Interpretability: As models grow more complex, understanding how they make decisions becomes increasingly difficult.

This exponential growth in model complexity with added dimensions is what we call the curse of dimensionality.
It's one of the central challenges when working with AI models — especially when trying to apply them in fields like sport science, where data may be limited or noisy.

Understanding this concept is crucial when choosing or designing models for physiological performance prediction, injury prevention, or workload optimization.

How does an LLM work?

Throughout this course, we've conceptualized models as services that take inputs (x) and produce outputs (y) by adjusting parameters to find the best fit. Large Language Models (LLMs) like ChatGPT work on exactly the same principle—but at an enormous scale.

Think of an LLM as a text prediction service. Just like our VO₂ model takes power input and predicts oxygen consumption, an LLM takes text input and predicts the next word that should come after it.

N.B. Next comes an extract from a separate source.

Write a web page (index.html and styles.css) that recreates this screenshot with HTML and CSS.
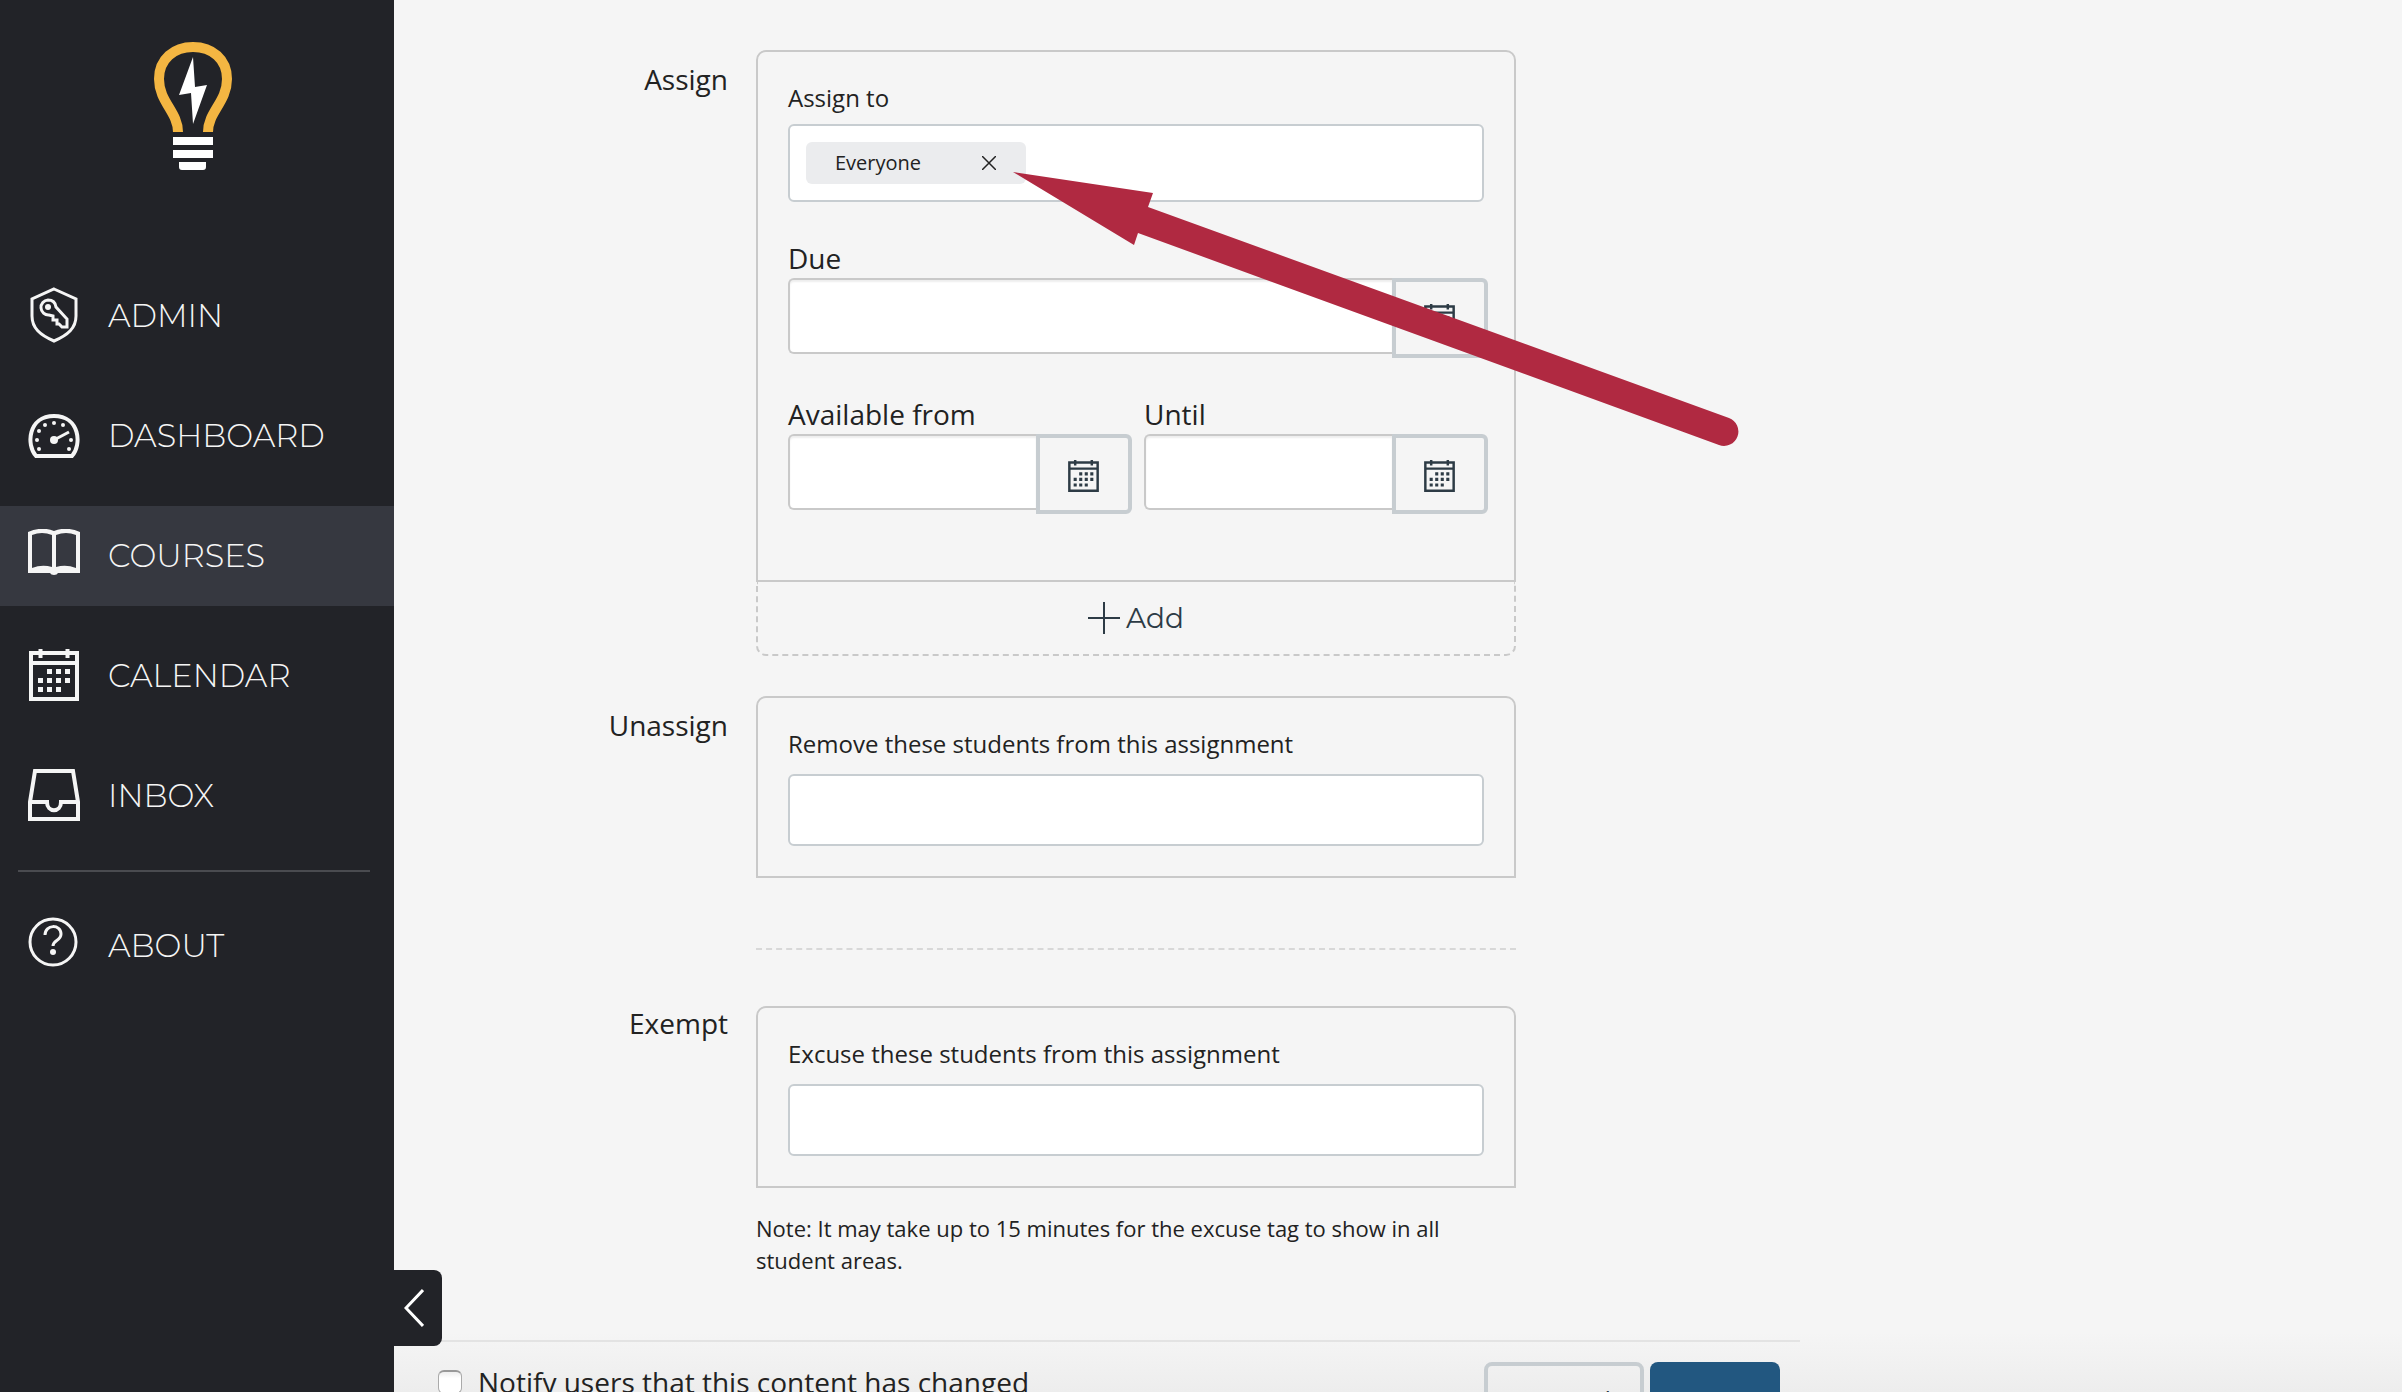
FILE: index.html
```html
<!DOCTYPE html>
<html lang="en">
<head>
    <meta charset="UTF-8">
    <meta name="viewport" content="width=device-width, initial-scale=1.0">
    <title>Assignment</title>
    <link rel="stylesheet" href="styles.css">
</head>
<body>
    <svg class="sprite" aria-hidden="true">
        <symbol id="icon-calendar" viewBox="0 0 50 52">
            <path fill="none" stroke="currentColor" stroke-width="4" d="M2 4h46v46H2zM2 14h46M11.500 0v9M38.500 0v9"/>
            <path fill="currentColor" d="M18 20h5v5h-5zM27 20h5v5h-5zM36 20h5v5h-5zM9 29h5v5H9zM18 29h5v5h-5zM27 29h5v5h-5zM36 29h5v5h-5zM9 38h5v5H9zM18 38h5v5h-5zM27 38h5v5h-5z"/>
        </symbol>
    </svg>

    <div class="layout">
        <nav class="sidebar">
            <a href="#" class="logo" aria-label="Home">
                <svg width="78" height="128" viewBox="0 0 78 128">
                    <path fill="none" stroke="#f4b642" stroke-width="10" d="M24 90C24 70 5 60 5 37C5 17 20 5 39 5S73 17 73 37C73 60 54 70 54 90"/>
                    <path fill="#fff" d="M39 15l2 30 12-2-14 39-2-31-12 2z"/>
                    <path fill="#fff" d="M19 95h40v8H19zM19 108h40v8H19zM25 120h27v5q0 3-3 3H28q-3 0-3-3z"/>
                </svg>
            </a>
            <ul class="menu">
                <li><a href="#">
                    <svg width="52" height="58" viewBox="0 0 52 58" fill="none" stroke="currentColor" stroke-width="3">
                        <path d="M26 2L48 12V29C48 41 40 48 26 54C12 48 4 41 4 29V12z"/>
                        <path d="M20 13a7 7 0 1 0 1 15l4 1v4h4v4h2l3 3h5V32L28 20q-1-7-8-7z"/>
                        <circle cx="20" cy="20" r="3" fill="currentColor" stroke="none"/>
                    </svg>
                    <span>ADMIN</span>
                </a></li>
                <li><a href="#">
                    <svg width="52" height="44" viewBox="0 0 52 44">
                        <path fill="none" stroke="currentColor" stroke-width="4" d="M8 42C-2 31 0 2 26 2S54 31 44 42z"/>
                        <path stroke="currentColor" stroke-width="3" d="M26 26L41 18"/>
                        <g fill="currentColor">
                            <circle cx="26" cy="26" r="4"/>
                            <circle cx="9" cy="26" r="2"/>
                            <circle cx="11" cy="17" r="2"/>
                            <circle cx="17" cy="11" r="2"/>
                            <circle cx="26" cy="9" r="2"/>
                            <circle cx="35" cy="11" r="2"/>
                            <circle cx="43" cy="26" r="2"/>
                            <circle cx="11" cy="35" r="2"/>
                            <circle cx="41" cy="35" r="2"/>
                        </g>
                    </svg>
                    <span>DASHBOARD</span>
                </a></li>
                <li><a href="#" class="active">
                    <svg width="52" height="54" viewBox="0 0 52 54">
                        <path fill="currentColor" fill-rule="evenodd" d="M0 3Q14-3 26 2Q38-3 52 3V44H30Q29 46 26 46T22 44H0zM4 6V39Q14 35 24 38V6Q14 2 4 6zM28 6V38Q38 35 48 39V6Q38 2 28 6z"/>
                    </svg>
                    <span>COURSES</span>
                </a></li>
                <li><a href="#">
                    <svg width="52" height="54" viewBox="0 0 52 54"><use href="#icon-calendar" width="52" height="52"/></svg>
                    <span>CALENDAR</span>
                </a></li>
                <li><a href="#">
                    <svg width="52" height="54" viewBox="0 0 52 54" fill="none" stroke="currentColor" stroke-width="4">
                        <path d="M7 2H45L50 33V50H2V33zM2 33H19C19 44 33 44 33 33H50"/>
                    </svg>
                    <span>INBOX</span>
                </a></li>
            </ul>
            <hr>
            <ul class="menu">
                <li><a href="#">
                    <svg width="52" height="58" viewBox="0 0 52 58" fill="none" stroke="currentColor" stroke-width="3">
                        <circle cx="25" cy="25" r="23"/>
                        <path d="M17 18C17 7 33 7 33 17C33 24 25 23 25 29"/>
                        <circle cx="25" cy="35" r="3" fill="currentColor" stroke="none"/>
                    </svg>
                    <span>ABOUT</span>
                </a></li>
            </ul>
            <button type="button" class="collapse" aria-label="Collapse menu">
                <svg width="20" height="40" viewBox="0 0 20 40" fill="none" stroke="currentColor" stroke-width="3">
                    <path d="M19 2L2 20L19 38"/>
                </svg>
            </button>
        </nav>

        <main>
            <form id="assignForm">
                <section class="row">
                    <h2>Assign</h2>
                    <div class="field">
                        <div class="card">
                            <label for="assignTo">Assign to</label>
                            <div class="tokens">
                                <span class="token">
                                    Everyone
                                    <button type="button" aria-label="Remove Everyone">
                                        <svg width="14" height="14" viewBox="0 0 14 14" stroke="currentColor" stroke-width="1.500"><path d="M0 0l14 14M14 0L0 14"/></svg>
                                    </button>
                                </span>
                                <input type="text" id="assignTo">
                            </div>
                            <div class="dates">
                                <div class="date wide">
                                    <label for="due">Due</label>
                                    <input type="text" id="due">
                                    <button type="button" aria-label="Pick due date"><svg width="31" height="32"><use href="#icon-calendar"/></svg></button>
                                </div>
                                <div class="date">
                                    <label for="from">Available from</label>
                                    <input type="text" id="from">
                                    <button type="button" aria-label="Pick start date"><svg width="31" height="32"><use href="#icon-calendar"/></svg></button>
                                </div>
                                <div class="date">
                                    <label for="until">Until</label>
                                    <input type="text" id="until">
                                    <button type="button" aria-label="Pick end date"><svg width="31" height="32"><use href="#icon-calendar"/></svg></button>
                                </div>
                            </div>
                        </div>
                        <button type="button" class="add">
                            <svg width="32" height="32" viewBox="0 0 32 32" stroke="currentColor" stroke-width="2"><path d="M16 0v32M0 16h32"/></svg>
                            Add
                        </button>
                        <svg class="arrow" width="728" height="278" viewBox="0 0 728 278">
                            <path fill="#b02941" d="M0 0L140 21L135 35L716 246A14 14 0 0 1 706 273L125 61L121 73z"/>
                        </svg>
                    </div>
                </section>

                <section class="row">
                    <h2>Unassign</h2>
                    <div class="field divided">
                        <div class="card">
                            <label for="unassign">Remove these students from this assignment</label>
                            <input type="text" id="unassign" class="students">
                        </div>
                    </div>
                </section>

                <section class="row exempt">
                    <h2>Exempt</h2>
                    <div class="field">
                        <div class="card">
                            <label for="exempt">Excuse these students from this assignment</label>
                            <input type="text" id="exempt" class="students">
                        </div>
                        <p class="note">Note: It may take up to 15 minutes for the excuse tag to show in all student areas.</p>
                    </div>
                </section>

                <footer class="actions">
                    <label><input type="checkbox" name="notify"> Notify users that this content has changed</label>
                    <button type="button" class="cancel">Cancel</button>
                    <button type="submit" class="save">Save</button>
                </footer>
            </form>
        </main>
    </div>
</body>
</html>
```
FILE: styles.css
```css
* {
    box-sizing: border-box;
}
body {
    margin: 0;
    font-family: 'Open Sans', sans-serif;
    font-size: 28px;
    line-height: 40px;
    color: #222;
    background-color: #f5f5f5;
}
button, input {
    font: inherit;
    color: inherit;
    margin: 0;
    padding: 0;
}
button {
    background: none;
    cursor: pointer;
}
svg {
    display: block;
    flex: none;
}
.sprite {
    display: none;
}
.layout {
    display: flex;
    height: 100vh;
    overflow: hidden;
}

/* sidebar */
.sidebar {
    position: relative;
    flex: 0 0 394px;
    background-color: #222328;
    color: #f5f5f5;
}
.logo {
    display: block;
    width: 78px;
    margin: 42px 0 96px 154px;
}
.menu {
    list-style: none;
    margin: 0;
    padding: 0;
}
.menu li {
    margin-bottom: 20px;
}
.menu a {
    display: flex;
    align-items: center;
    gap: 28px;
    height: 100px;
    padding: 0 28px;
    color: #f5f5f5;
    font-family: 'Montserrat', 'Inter', sans-serif;
    font-size: 32px;
    font-weight: 300;
    text-decoration: none;
}
.menu a.active {
    background-color: #363840;
}
.sidebar hr {
    height: 2px;
    margin: 24px 24px 24px 18px;
    border: none;
    background-color: #4a4b50;
}
.collapse {
    position: absolute;
    left: 100%;
    bottom: 46px;
    display: flex;
    align-items: center;
    width: 48px;
    height: 76px;
    padding-left: 10px;
    border: none;
    border-radius: 0 8px 8px 0;
    background-color: #222328;
    color: #fff;
}

/* form */
main {
    flex: 1;
    padding-top: 50px;
    background: linear-gradient(#f5f5f5, #ededed) bottom / 100% 60px no-repeat;
}
form {
    max-width: 1406px;
}
.row {
    display: grid;
    grid-template-columns: 334px minmax(0, 760px);
    column-gap: 28px;
}
.row h2 {
    margin: 9px 0 0;
    font-size: 28px;
    font-weight: 400;
    text-align: right;
}
.exempt h2 {
    margin-top: -3px;
}
.field {
    position: relative;
    padding-bottom: 40px;
}
.divided {
    padding-bottom: 70px;
    margin-bottom: 56px;
    border-bottom: 2px dashed #d8d8d8;
}
.exempt .field {
    padding-bottom: 64px;
}
.card {
    padding: 28px 30px 30px;
    border: 2px solid #c9c9c9;
    border-radius: 10px 10px 0 0;
}
.card label {
    display: block;
    font-size: 24px;
    line-height: 36px;
}
.card input {
    display: block;
    background-color: #fff;
    outline: none;
}
.students {
    width: 100%;
    height: 72px;
    margin-top: 12px;
    border: 2px solid #c7cdd1;
    border-radius: 6px;
}
.tokens {
    display: flex;
    align-items: center;
    height: 78px;
    margin-top: 8px;
    padding: 0 16px;
    border: 2px solid #c7cdd1;
    border-radius: 6px;
    background-color: #fff;
}
.tokens input {
    flex: 1;
    min-width: 0;
    border: none;
}
.token {
    display: flex;
    justify-content: space-between;
    align-items: center;
    width: 220px;
    height: 42px;
    padding: 0 30px 0 29px;
    border-radius: 6px;
    background-color: #ebecee;
    font-size: 20px;
}
.token button {
    border: none;
}
.dates {
    display: grid;
    grid-template-columns: 1fr 1fr;
    gap: 36px 12px;
    margin: 36px -4px 36px 0;
}
.date {
    display: grid;
    grid-template-columns: minmax(0, 1fr) 96px;
}
.wide {
    grid-column: 1 / -1;
}
.date label {
    grid-column: 1 / -1;
    font-size: 28px;
    line-height: 40px;
}
.date input {
    height: 76px;
    border: 2px solid #c9c9c9;
    border-right: none;
    border-radius: 6px 0 0 6px;
    box-shadow: inset 0 2px 2px #eee;
}
.date button {
    display: flex;
    align-items: center;
    justify-content: center;
    height: 80px;
    padding: 4px 2px 0 0;
    border: 4px solid #c7cdd1;
    border-radius: 0 6px 6px 0;
    color: #2d3b45;
}
.add {
    display: flex;
    align-items: center;
    justify-content: center;
    gap: 6px;
    width: 100%;
    height: 74px;
    border: 2px dashed #c9c9c9;
    border-top: none;
    border-radius: 0 0 10px 10px;
    color: #2d3b45;
    font-family: 'Montserrat', 'Inter', sans-serif;
}
.arrow {
    position: absolute;
    left: 257px;
    top: 122px;
    pointer-events: none;
}
.note {
    max-width: 720px;
    margin: 24px 0 0;
    font-size: 22px;
    line-height: 32px;
}

/* bottom bar */
.actions {
    display: flex;
    align-items: flex-start;
    gap: 6px;
    padding: 20px 20px 20px 44px;
    border-top: 2px solid #e3e3e3;
}
.actions label {
    display: flex;
    align-items: center;
    gap: 16px;
    margin-right: auto;
}
.actions input {
    appearance: none;
    width: 24px;
    height: 24px;
    border: 1px solid #aaa;
    border-top: 2px solid #999;
    border-radius: 6px;
    background: linear-gradient(#eee, #fff 30%);
}
.actions button {
    height: 80px;
    border-radius: 8px;
    font-family: 'Montserrat', 'Inter', sans-serif;
}
.cancel {
    width: 160px;
    border: 4px solid #c7cdd1;
    color: #2d3b45;
}
.save {
    width: 130px;
    border: none;
    background-color: #225780;
}
.actions .save {
    color: #fff;
}
```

The Input (x): Instead of power measurements or heart rate data, the input is text—words converted into numbers that the model can process. Each word becomes a position in a high-dimensional mathematical space.

The Output (y): Rather than predicting VO₂ or lactate levels, the model predicts probabilities for each possible next word. "The weather is..." might have high probability for "sunny" or "cloudy," low probability for "bicycle."

The Parameters: Remember how our HR_max model had 2 parameters, and our chicken growth example had up to 5? An LLM like GPT-4 has 1.8 trillion parameters—all weights and biases like the neural network you manually trained earlier, but scaled up massively.

The Training Process: Just like we optimized RMSE in Module 2, LLMs are trained by showing them billions of text examples and adjusting those trillion parameters until the model gets better at predicting the next word. This is the same parameter estimation process we've used throughout—just with astronomical amounts of data.

Why it seems "intelligent": The model isn't actually understanding language the way humans do. Instead, through processing vast amounts of text, those trillion parameters have learned incredibly sophisticated statistical patterns about how words typically follow each other. It's pattern recognition at an unprecedented scale.

When you ask ChatGPT "What's the best training method for VO₂max improvement?", it's not consulting a physiology textbook. Instead, it's using its parameters to predict, word by word, what text would most likely follow your question based on the patterns it learned during training.

This is fundamentally the same modeling approach we've used for heart rate prediction, lactate clearance, and power-duration curves—just scaled up to handle the incredible complexity of human language. The core principle remains: input → parameters → output, with optimization driving the learning process.

Checkout

Well done, you were able to complete the fifth module of this course.

👮🏻‍♂️Checkpoint

At the end of Module-5 you should be able to reply to these questions with confidence:

What are the fundamental components of a perceptron (weights and biases), and how does a simple neural network relate to linear regression models?
What is the difference between the training phase (parameter optimization) and validation phase (performance testing) in neural network development?
How does the curse of dimensionality manifest as neural networks grow larger, and why do models like GPT-4 require massive computational resources?
How do the challenges of overfitting, data requirements, and interpretability increase with the number of parameters in AI models applied to sports science?